For latent variable models, the loss may include extra KL terms:

loss = reconstruction_loss + kl_loss

For Bayesian neural networks, the loss may include a KL term between the variational posterior and the prior.

Numerical Stability

Probabilistic models require careful numerical handling.

Use logits instead of probabilities when possible. For example:

Bernoulli(logits=logits)
Categorical(logits=logits)

This avoids unstable calls to log(sigmoid(x)) or log(softmax(x)).

Clamp log standard deviations:

log_std = log_std.clamp(-10.0, 5.0)

This prevents standard deviations from becoming zero or exploding.

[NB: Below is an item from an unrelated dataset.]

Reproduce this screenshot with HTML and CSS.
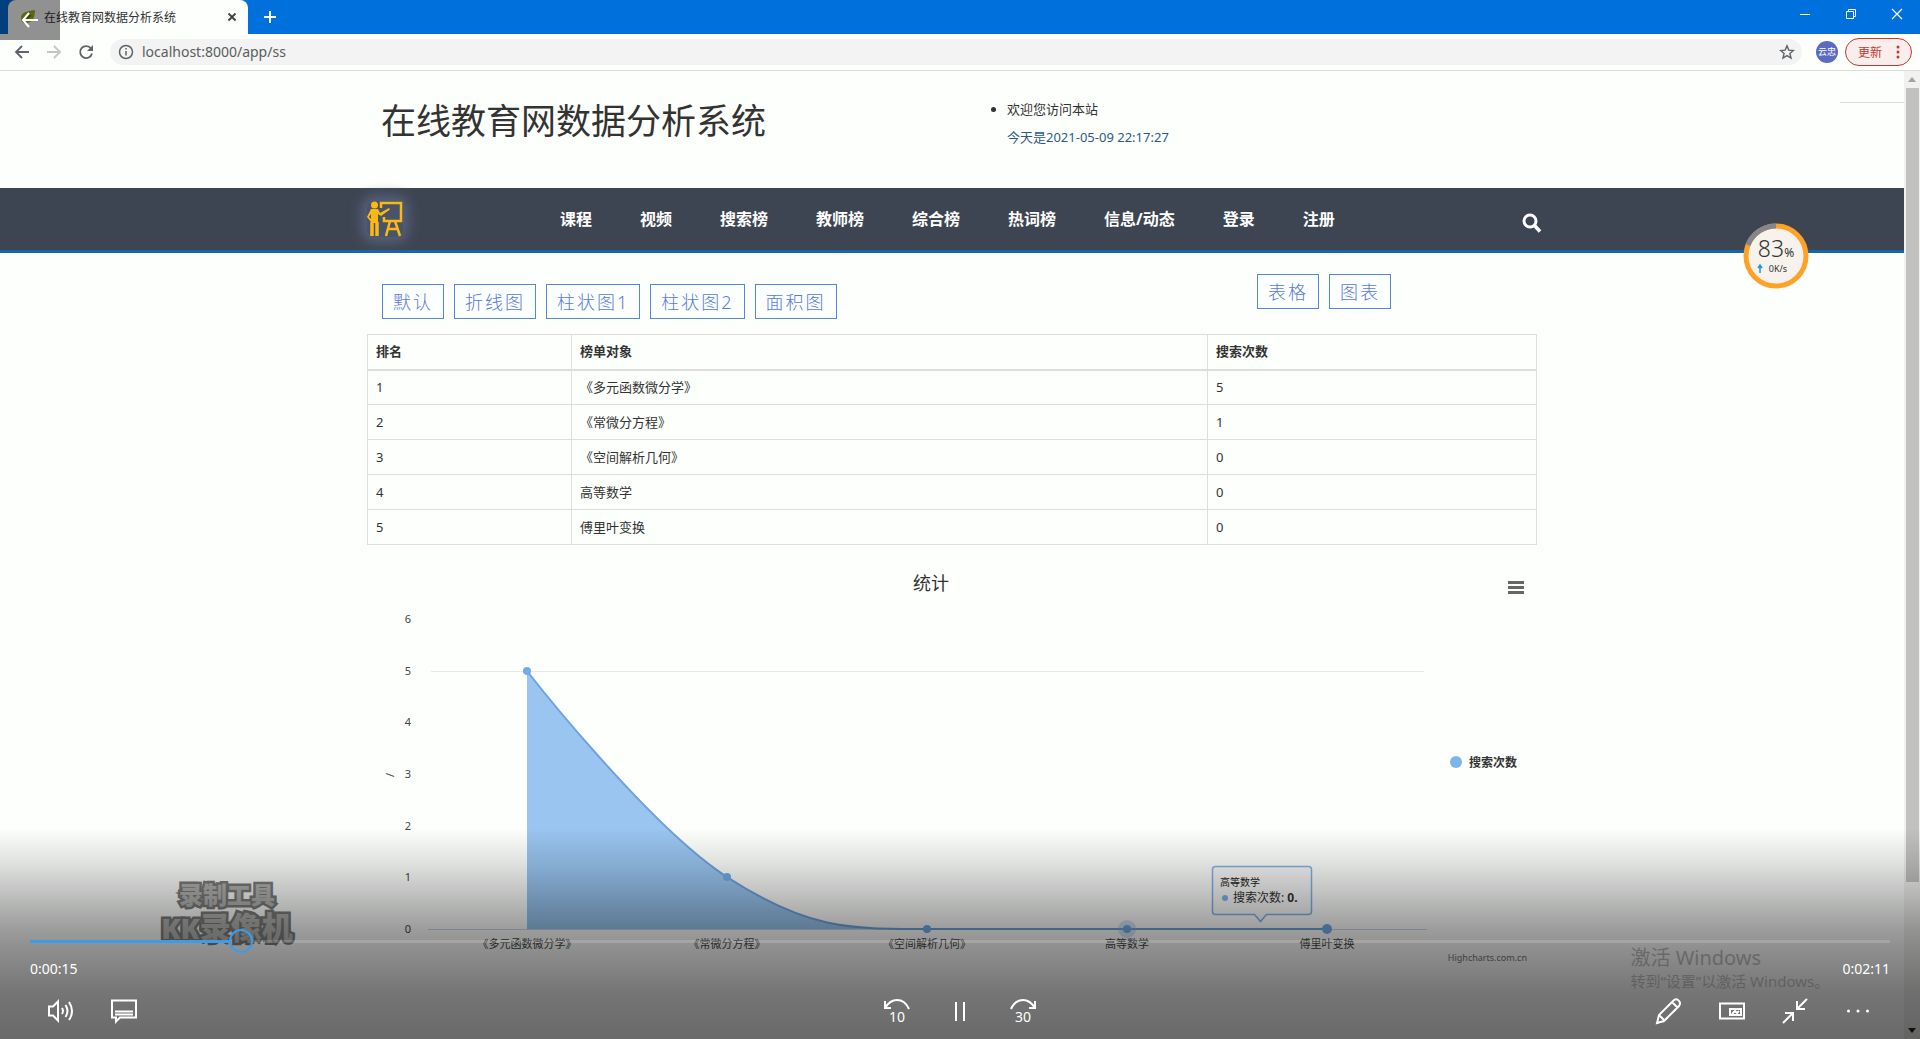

Add small epsilons when computing logs manually:

torch.log(x + 1e-8)

Prefer library distribution methods when possible, since they often implement stable formulas internally.

Evaluation

Probabilistic models should be evaluated with probabilistic metrics.

Metric Meaning
Negative log likelihood Quality of predicted distribution
Calibration error Whether probabilities match frequencies
Prediction interval coverage Whether intervals contain true values
Sharpness How concentrated predictions are
Brier score Accuracy of probabilistic classification
CRPS Probabilistic forecasting quality

Accuracy alone is insufficient. A probabilistic model should be both accurate and calibrated.

Summary

Practical probabilistic modeling in PyTorch usually means making neural networks output probability distributions.

Regression models can output Gaussian or mixture distributions. Classifiers define Bernoulli or categorical distributions. Latent variable models introduce hidden variables and optimize ELBO-style objectives.

The key implementation pattern is simple: the network computes distribution parameters, the distribution defines log_prob, and training minimizes negative log likelihood or negative ELBO.